The strategy acknowledges new and nuanced challenges in tackling low levels of literacy and presents solutions to meet these changing demands.

It outlines four ways from 2024-2027 in which we will work to empower people with the literacy skills they need to succeed in life.

This includes bringing information and support directly to the people who need it the most. Examples include tips for a new parent on talking to their baby or working with schools to bring a teenager who finds reading boring a selection of free books and working with the criminal justice system to help adults without literacy skills.

They will also support professionals such as early years practitioners, teachers, librarians and tutors to offer  evidence-based approaches, training, free resources.

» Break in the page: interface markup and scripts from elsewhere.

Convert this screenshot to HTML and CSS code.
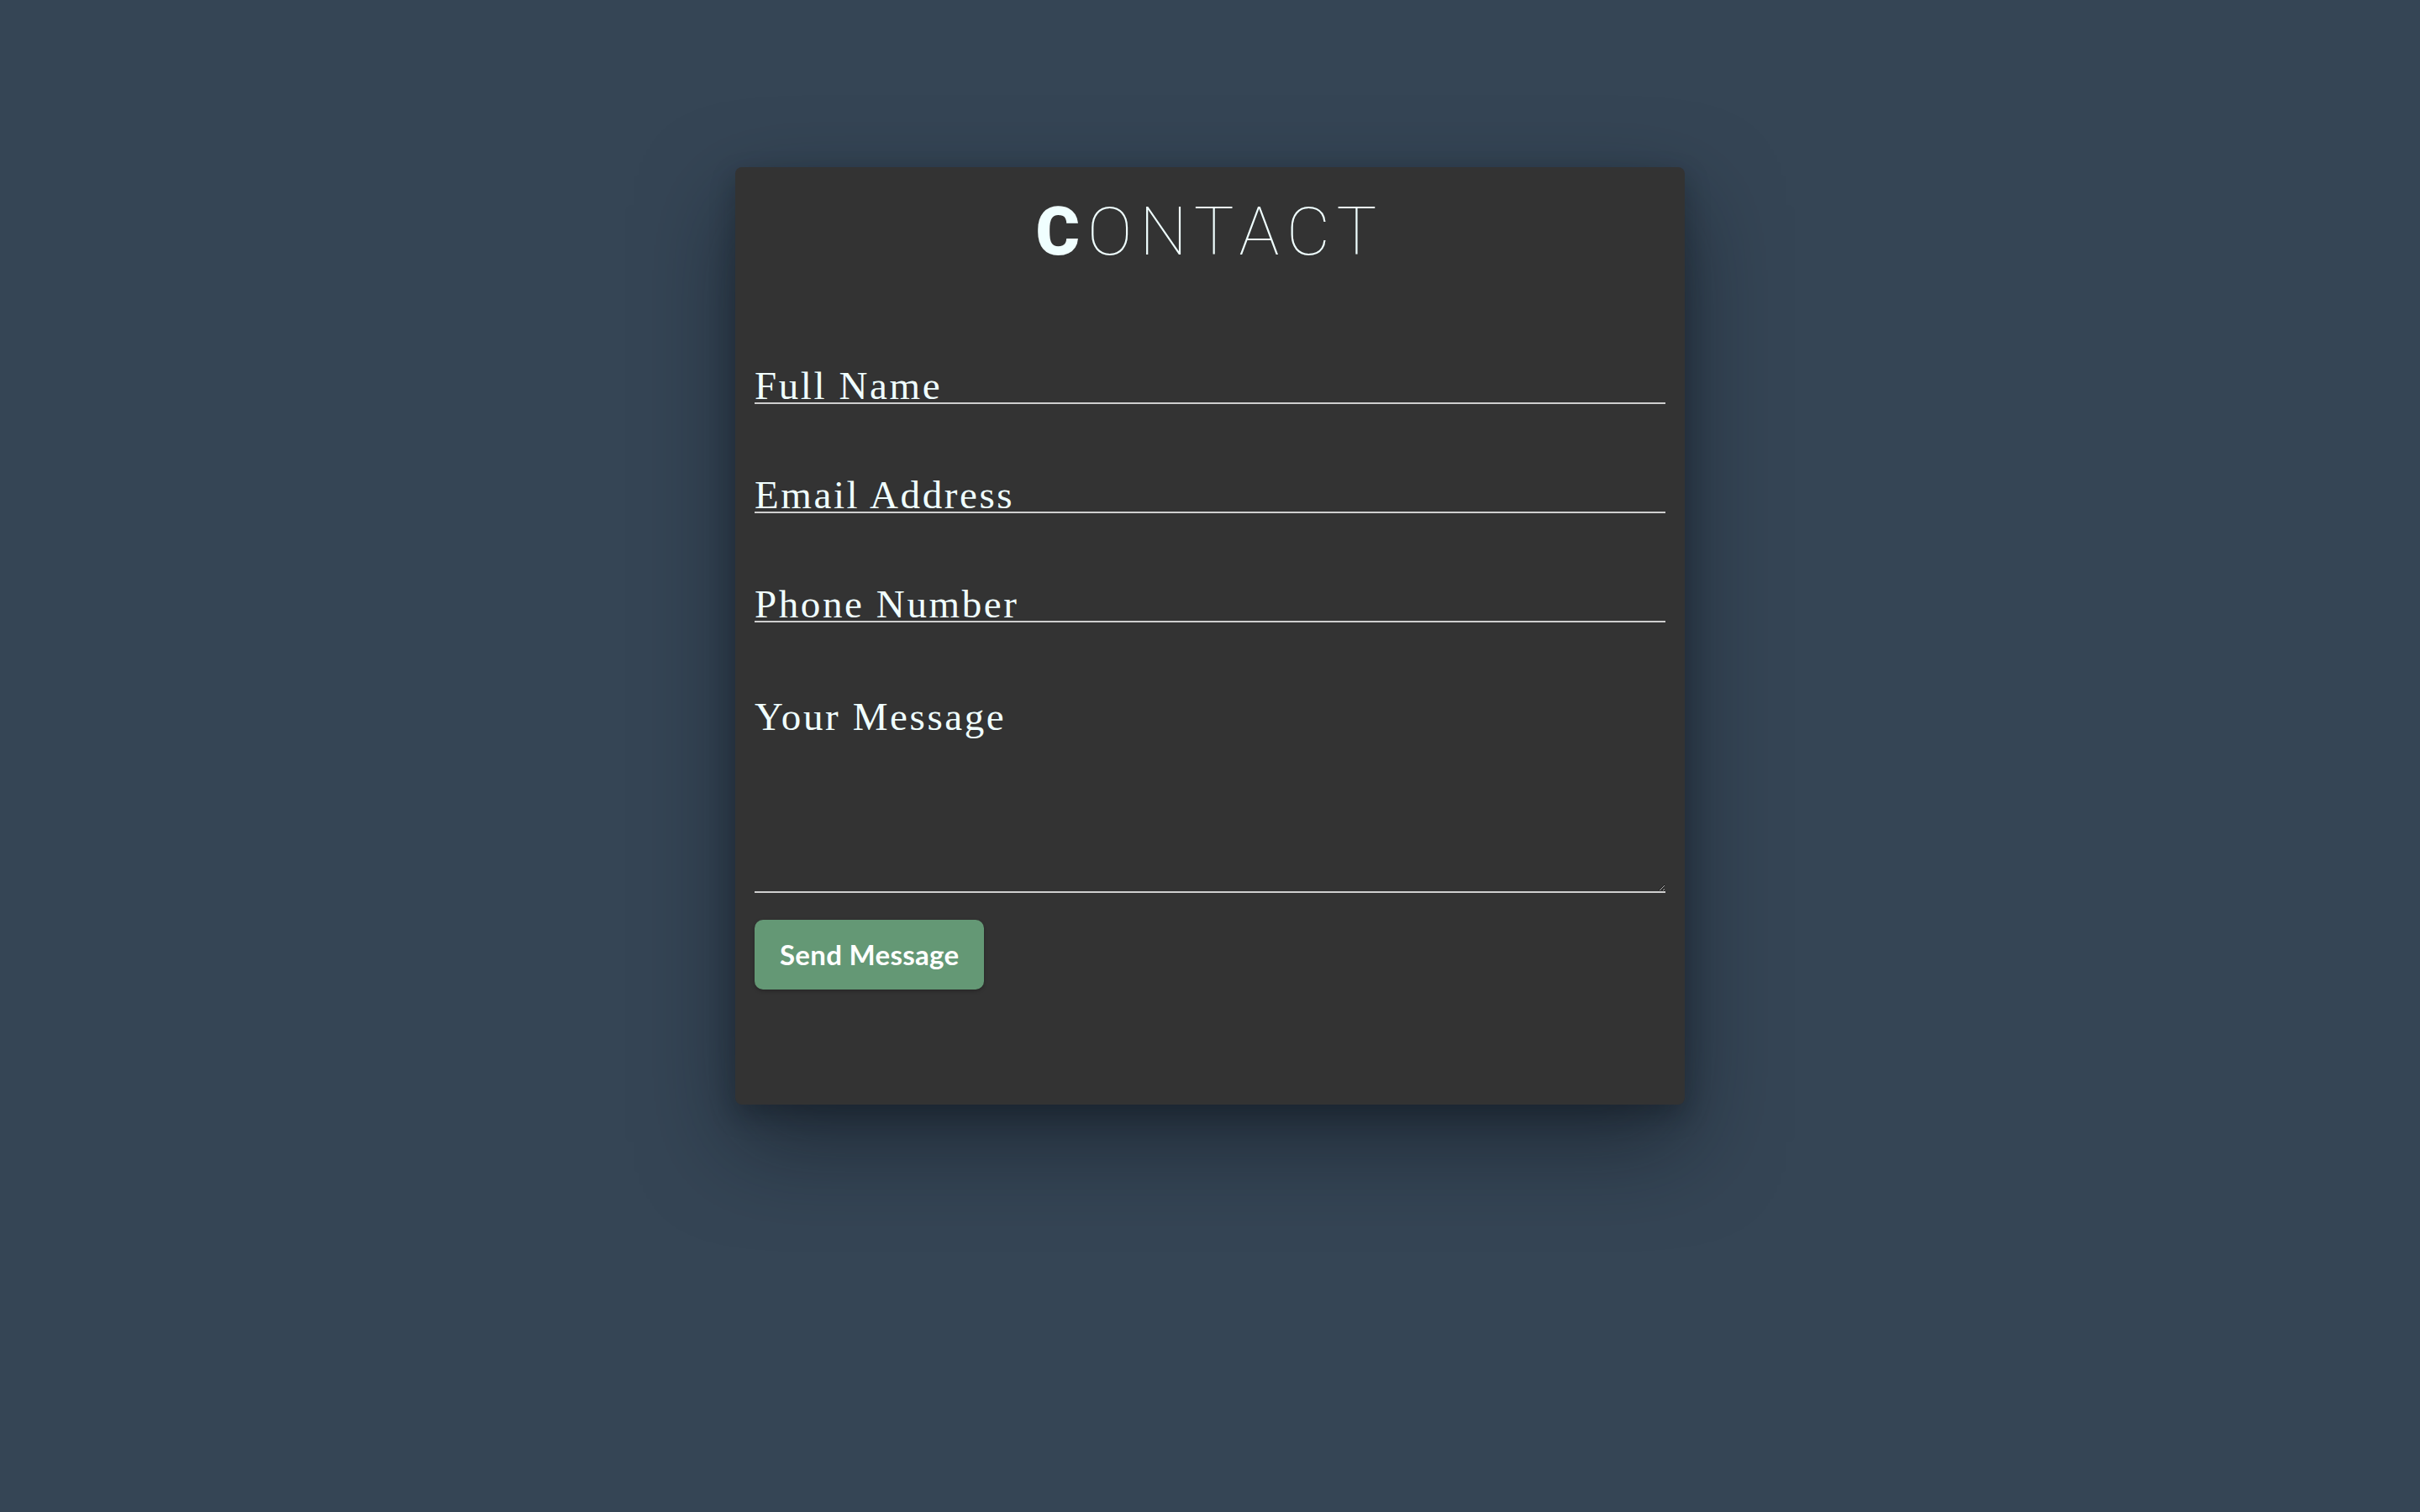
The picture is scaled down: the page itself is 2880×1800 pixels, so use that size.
FILE: index.html
```html
<!DOCTYPE html>
<html lang="en">
<head>
<meta charset="utf-8">
<title>Contact</title>
<link rel="stylesheet" href="styles.css">
</head>
<body>
<main class="page">
  <section class="card">
    <h1 class="title"><span class="title-first">C</span>ONTACT</h1>
    <form class="form">
      <input class="field" type="text" placeholder="Full Name">
      <input class="field" type="email" placeholder="Email Address">
      <input class="field" type="tel" placeholder="Phone Number">
      <textarea class="field field-area" placeholder="Your Message"></textarea>
      <button class="send" type="button">Send Message</button>
    </form>
  </section>
</main>
</body>
</html>
```
FILE: styles.css
```css
html, body {
  margin: 0;
  padding: 0;
}
body {
  background: #354555;
  min-height: 1800px;
  font-family: "Liberation Serif", serif;
}
.page {
  display: flex;
  justify-content: center;
  padding-top: 199px;
}
.card {
  width: 1130px;
  box-sizing: border-box;
  background: #333333;
  border-radius: 8px;
  padding: 30px 23px 137px;
  box-shadow: 0 45px 110px rgba(10, 16, 24, 0.5), 0 12px 30px rgba(10, 16, 24, 0.3);
}
.title {
  margin: 0;
  text-align: center;
  font-family: Roboto, "Liberation Sans", sans-serif;
  font-weight: 100;
  font-size: 80px;
  line-height: 94px;
  letter-spacing: 9px;
  color: #f0ffff;
}
.title-first {
  font-weight: 900;
}
.form {
  display: flex;
  flex-direction: column;
  align-items: flex-start;
  margin-top: 116px;
}
.field {
  display: block;
  width: 100%;
  box-sizing: border-box;
  height: 42px;
  margin: 0 0 88px;
  padding: 0;
  border: none;
  border-bottom: 2px solid #cfcfcf;
  background: transparent;
  color: #f0ffff;
  font-family: "Liberation Serif", serif;
  font-size: 47px;
  line-height: 37px;
  letter-spacing: 2.6px;
  outline: none;
}
.field::placeholder {
  color: #f0ffff;
  opacity: 1;
}
.field-area {
  height: 234px;
  margin-bottom: 32px;
  padding-top: 4px;
  line-height: 40px;
  resize: vertical;
}
.send {
  border: none;
  border-radius: 10px;
  background: #649875;
  color: #ffffff;
  font-family: Lato, "Open Sans", sans-serif;
  font-weight: 700;
  font-size: 33px;
  line-height: 33px;
  letter-spacing: 0.3px;
  padding: 25px 30px;
  box-shadow: 0 2px 4px rgba(0, 0, 0, 0.25);
  cursor: pointer;
}
```
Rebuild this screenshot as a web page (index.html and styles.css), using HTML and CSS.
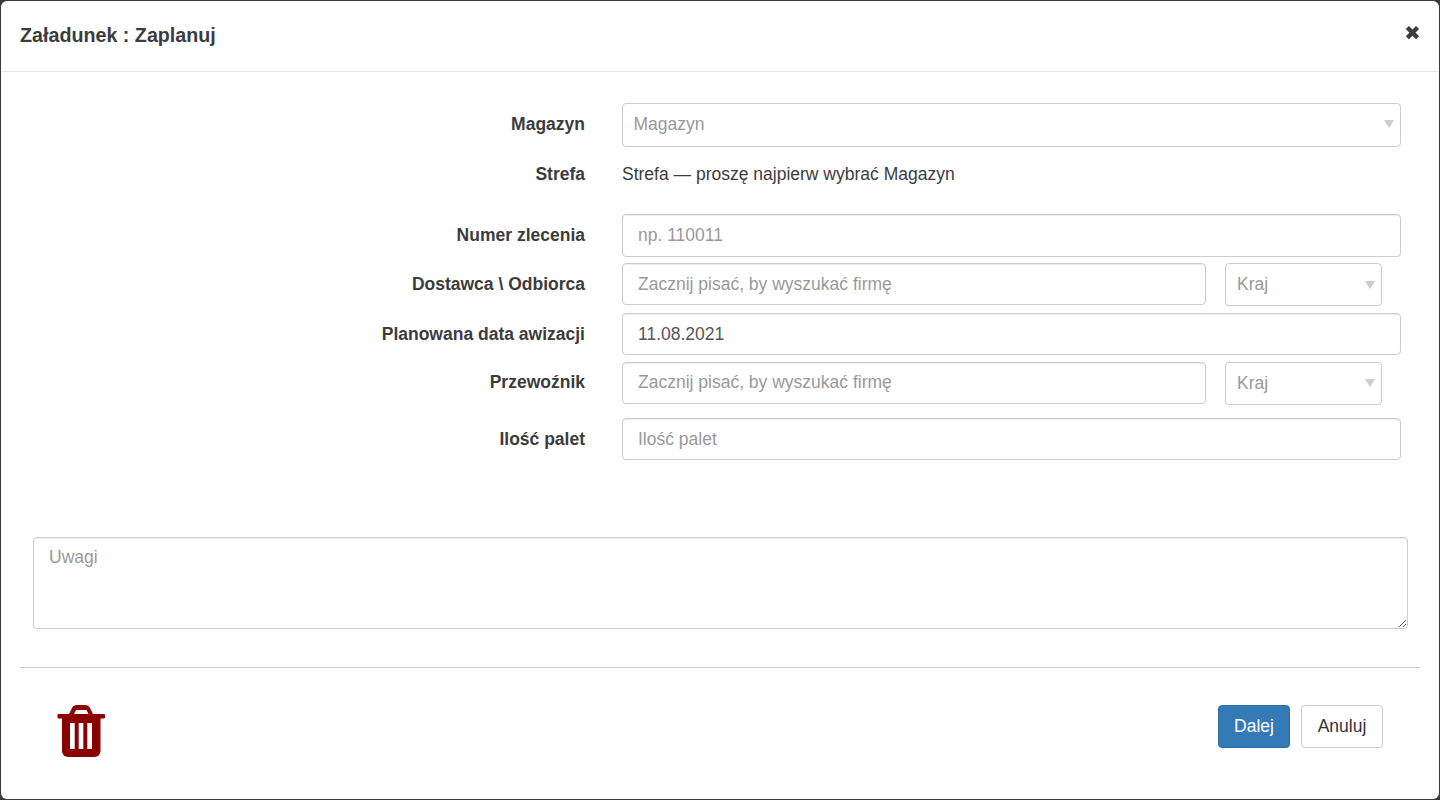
FILE: index.html
```html
<!DOCTYPE html>
<html lang="pl">
<head>
<meta charset="utf-8">
<title>Załadunek : Zaplanuj</title>
<link rel="stylesheet" href="styles.css">
</head>
<body>
<div class="modal">
  <header class="modal-header">
    <h4 class="modal-title">Załadunek : Zaplanuj</h4>
    <button class="close" type="button" aria-label="Zamknij">
      <svg width="15" height="16" viewBox="0 0 15 16"><path d="M2.350 3.550 12.550 13.750M12.550 3.550 2.350 13.750" stroke="#3c3c3c" stroke-width="4.400" fill="none"/></svg>
    </button>
  </header>

  <form class="form">
    <div class="row row-magazyn">
      <label class="label">Magazyn</label>
      <div class="select select-full"><span>Magazyn</span><i class="arrow"></i></div>
    </div>
    <div class="row row-strefa">
      <label class="label">Strefa</label>
      <p class="static">Strefa — proszę najpierw wybrać Magazyn</p>
    </div>
    <div class="row row-numer">
      <label class="label">Numer zlecenia</label>
      <input class="input" type="text" placeholder="np. 110011">
    </div>
    <div class="row row-dostawca">
      <label class="label">Dostawca \ Odbiorca</label>
      <input class="input input-firm" type="text" placeholder="Zacznij pisać, by wyszukać firmę">
      <div class="select select-kraj"><span>Kraj</span><i class="arrow"></i></div>
    </div>
    <div class="row row-data">
      <label class="label">Planowana data awizacji</label>
      <input class="input" type="text" value="11.08.2021">
    </div>
    <div class="row row-przewoznik">
      <label class="label">Przewoźnik</label>
      <input class="input input-firm" type="text" placeholder="Zacznij pisać, by wyszukać firmę">
      <div class="select select-kraj"><span>Kraj</span><i class="arrow"></i></div>
    </div>
    <div class="row row-palety">
      <label class="label">Ilość palet</label>
      <input class="input" type="text" placeholder="Ilość palet">
    </div>
    <textarea class="notes" placeholder="Uwagi"></textarea>
  </form>

  <footer class="modal-footer">
    <button class="trash" type="button" aria-label="Usuń">
      <svg width="48" height="52" viewBox="0 0 48 52"><path d="M12 9 15 3Q16.500 0 20 0H28Q31.500 0 33 3L36 9H31.500L29.500 5H19L17 9Z" fill="#8b0000"/><rect x="0.500" y="9" width="47.500" height="4.500" rx="1" fill="#8b0000"/><path d="M5 13H43.500V46a6 6 0 0 1-6 6H11a6 6 0 0 1-6-6z" fill="#8b0000"/><path d="M13 18h4.700v26H13zM21.700 18h4.600v26h-4.600zM30.300 18H35v26h-4.700z" fill="#fff"/></svg>
    </button>
    <div class="actions">
      <button class="btn btn-primary" type="button">Dalej</button>
      <button class="btn btn-default" type="button">Anuluj</button>
    </div>
  </footer>
</div>
</body>
</html>
```
FILE: styles.css
```css
* { box-sizing: border-box; }
html, body { margin: 0; height: 100%; }
body {
  background: #3a3a3a;
  font-family: "Liberation Sans", Arial, sans-serif;
  font-size: 17.5px;
  color: #333;
  overflow: hidden;
}
.modal {
  margin: 1px;
  height: 798px;
  background: #fff;
  border-radius: 6px;
  overflow: hidden;
}
.modal-header {
  display: flex;
  justify-content: space-between;
  height: 71px;
  padding: 0 19px;
  border-bottom: 1px solid #e5e5e5;
}
.modal-title {
  margin: 24px 0 0;
  font-size: 19.7px;
  line-height: 20px;
  font-weight: 700;
  color: #3c3c3c;
}
.close {
  margin: 23px 0 0;
  padding: 0;
  width: 15px;
  height: 16px;
  border: 0;
  background: none;
  display: flex;
}
.form {
  display: flex;
  flex-direction: column;
  padding: 31px 31px 0 32px;
}
.row {
  display: flex;
  align-items: flex-start;
  margin-right: 7px;
}
.label {
  width: 552px;
  flex: none;
  text-align: right;
  font-weight: 700;
  line-height: 22px;
  margin-right: 37px;
  padding-top: 10px;
  color: #3c3c3c;
}
.input, .select {
  height: 43px;
  border: 1px solid #ccc;
  border-radius: 4px;
  background: #fff;
  font: inherit;
  color: #555;
}
.input {
  flex: 1;
  min-width: 0;
  padding: 0 15px;
  box-shadow: inset 0 1px 1px rgba(0, 0, 0, .075);
  outline: none;
}
.input::placeholder, .notes::placeholder { color: #999; opacity: 1; }
.select {
  display: flex;
  align-items: center;
  padding: 0 11px;
  color: #999;
}
.select-full {
  flex: 1;
  height: 44px;
  justify-content: space-between;
  padding: 0 6px 2px 10.500px;
}
.arrow {
  width: 0;
  height: 0;
  border: 5px solid transparent;
  border-top: 8px solid #ccc;
  border-bottom: 0;
}
.select-kraj { width: 157px; flex: none; margin: 0 18px 0 19px; justify-content: space-between; padding-right: 6px; }
.input-firm { flex: none; width: 584px; height: 42px; }
.row-strefa { margin-top: 4px; }
.row-strefa .label { padding-top: 12px; }
.static { margin: 0; padding-top: 12px; line-height: 22px; color: #3c3c3c; }
.row-numer { margin-top: 29px; }
.row-dostawca { margin-top: 6px; }
.row-data { margin-top: 7px; }
.row-data .input { height: 42px; }
.row-przewoznik { margin-top: 7px; }
.row-przewoznik .label { padding-top: 9px; }
.row-przewoznik .input { padding-bottom: 2px; }
.row-przewoznik .select { padding-bottom: 1px; }
.row-palety { margin-top: 13px; }
.row-palety .input { height: 42px; }
.notes {
  display: block;
  width: 1375px;
  height: 92px;
  margin-top: 77px;
  padding: 8px 15px;
  border: 1px solid #ccc;
  border-radius: 4px;
  font: inherit;
  line-height: 22px;
  box-shadow: inset 0 1px 1px rgba(0, 0, 0, .075);
  outline: none;
}
.modal-footer {
  display: flex;
  justify-content: space-between;
  margin: 38px 19px 0;
  padding: 37px 37px 0 37px;
  border-top: 1px solid #ccc;
}
.trash { padding: 0; margin: 0; border: 0; background: none; display: flex; }
.actions { display: flex; gap: 11px; }
.btn {
  height: 43px;
  padding: 0 15px;
  border: 1px solid #ccc;
  border-radius: 4px;
  font: inherit;
  background: #fff;
  color: #333;
}
.btn-primary { width: 72px; background: #337ab7; border-color: #2e6da4; color: #fff; }
.btn-default { width: 82px; }
```
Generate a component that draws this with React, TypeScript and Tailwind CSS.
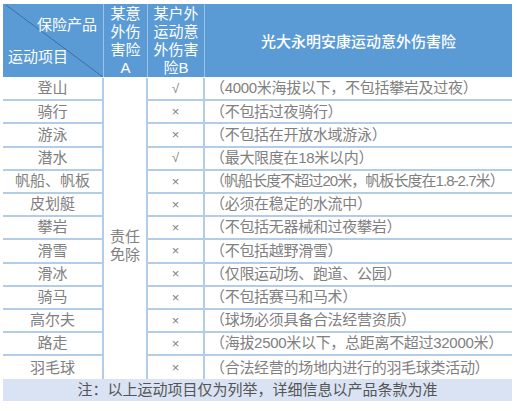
const ROWS: { sport: string; mark: string; note: string; tight?: boolean }[] = [
  { sport: "登山", mark: "√", note: "（4000米海拔以下，不包括攀岩及过夜）" },
  { sport: "骑行", mark: "×", note: "（不包括过夜骑行）" },
  { sport: "游泳", mark: "×", note: "（不包括在开放水域游泳）" },
  { sport: "潜水", mark: "√", note: "（最大限度在18米以内）" },
  { sport: "帆船、帆板", mark: "×", note: "（帆船长度不超过20米，帆板长度在1.8-2.7米）", tight: true },
  { sport: "皮划艇", mark: "×", note: "（必须在稳定的水流中）" },
  { sport: "攀岩", mark: "×", note: "（不包括无器械和过夜攀岩）" },
  { sport: "滑雪", mark: "×", note: "（不包括越野滑雪）" },
  { sport: "滑冰", mark: "×", note: "（仅限运动场、跑道、公园）" },
  { sport: "骑马", mark: "×", note: "（不包括赛马和马术）" },
  { sport: "高尔夫", mark: "×", note: "（球场必须具备合法经营资质）" },
  { sport: "路走", mark: "×", note: "（海拔2500米以下，总距离不超过32000米）" },
  { sport: "羽毛球", mark: "×", note: "（合法经营的场地内进行的羽毛球类活动）" },
];

const FONT = "font-['Liberation_Sans','Noto_Sans_CJK_SC',sans-serif]";

export default function App() {
  return (
    <div className={`h-[411px] w-[517px] bg-white pl-[3px] pt-[4px] ${FONT}`}>
      <div className="w-[509px]">
        {/* header */}
        <div className="flex h-[73px] bg-[#5b9bd5] text-[15px] leading-[18px] text-white">
          <div className="relative flex w-[101px] flex-col justify-between border-r border-[#9cc2e8] pb-[11px] pt-[12px]">
            <svg className="absolute inset-0" width="100" height="73" viewBox="0 0 100 73">
              <line x1="3" y1="1" x2="100" y2="73" stroke="#3d6f9e" strokeWidth="1" />
            </svg>
            <span className="relative self-end pr-[6px]">保险产品</span>
            <span className="relative pl-[5px]">运动项目</span>
          </div>
          <div className="flex w-[44px] items-center justify-center border-r border-[#9cc2e8] text-center">
            某意
            <br />
            外伤
            <br />
            害险
            <br />A
          </div>
          <div className="flex w-[57px] items-center justify-center border-r border-[#9cc2e8] text-center">
            某户外
            <br />
            运动意
            <br />
            外伤害
            <br />
            险B
          </div>
          <div className="flex flex-1 items-center justify-center pt-[2px] font-medium">
            光大永明安康运动意外伤害险
          </div>
        </div>

        {/* body */}
        <div className="grid grid-cols-[101px_44px_57px_307px] grid-rows-[repeat(13,23.2px)] pt-[1px] text-[15px] text-[#808080]">
          {ROWS.map((r, i) => {
            const last = i === ROWS.length - 1;
            const line = last ? "" : "border-b-2 border-[#b3cde8]";
            return [
              <div
                key={`s${i}`}
                style={{ gridRow: i + 1 }}
                className={`col-start-1 flex items-center justify-center border-r-2 border-r-[#b3cde8] ${line}`}
              >
                {r.sport}
              </div>,
              <div
                key={`m${i}`}
                style={{ gridRow: i + 1 }}
                className={`col-start-3 flex items-center justify-center border-r-2 border-r-[#b3cde8] text-[13px] ${line}`}
              >
                {r.mark}
              </div>,
              <div
                key={`n${i}`}
                style={{ gridRow: i + 1 }}
                className={`col-start-4 flex items-center whitespace-nowrap pl-[5px] ${
                  r.tight ? "tracking-[-0.95px]" : "tracking-[-0.3px]"
                } ${line}`}
              >
                {r.note}
              </div>,
            ];
          })}
          <div className="col-start-2 row-span-13 row-start-1 flex items-center justify-center border-r-2 border-[#b3cde8] pt-[34px] text-center leading-[18px]">
            责任
            <br />
            免除
          </div>
        </div>

        {/* footer */}
        <div className="flex h-[22px] items-center justify-center bg-[#dae3f3] text-[15px] text-[#555555]">
          注：以上运动项目仅为列举，详细信息以产品条款为准
        </div>
      </div>
    </div>
  );
}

The National Literacy Trust will also work with communities to tackle literacy inequality. By 2027, 20 Literacy Hubs will be established in the places with the worst experiences of literacy and poverty in the UK. Local teams working in partnership with these communities will bring together businesses, education, community groups, health and cultural organisations to improve local literacy levels.

The Trust will also work to ensure literacy is a priority for national and local government policy that determines how education is delivered. 

Three aspects in the strategy have been identified in the strategy which would have the biggest impact on delivering our vision for a more equal society driven by literacy.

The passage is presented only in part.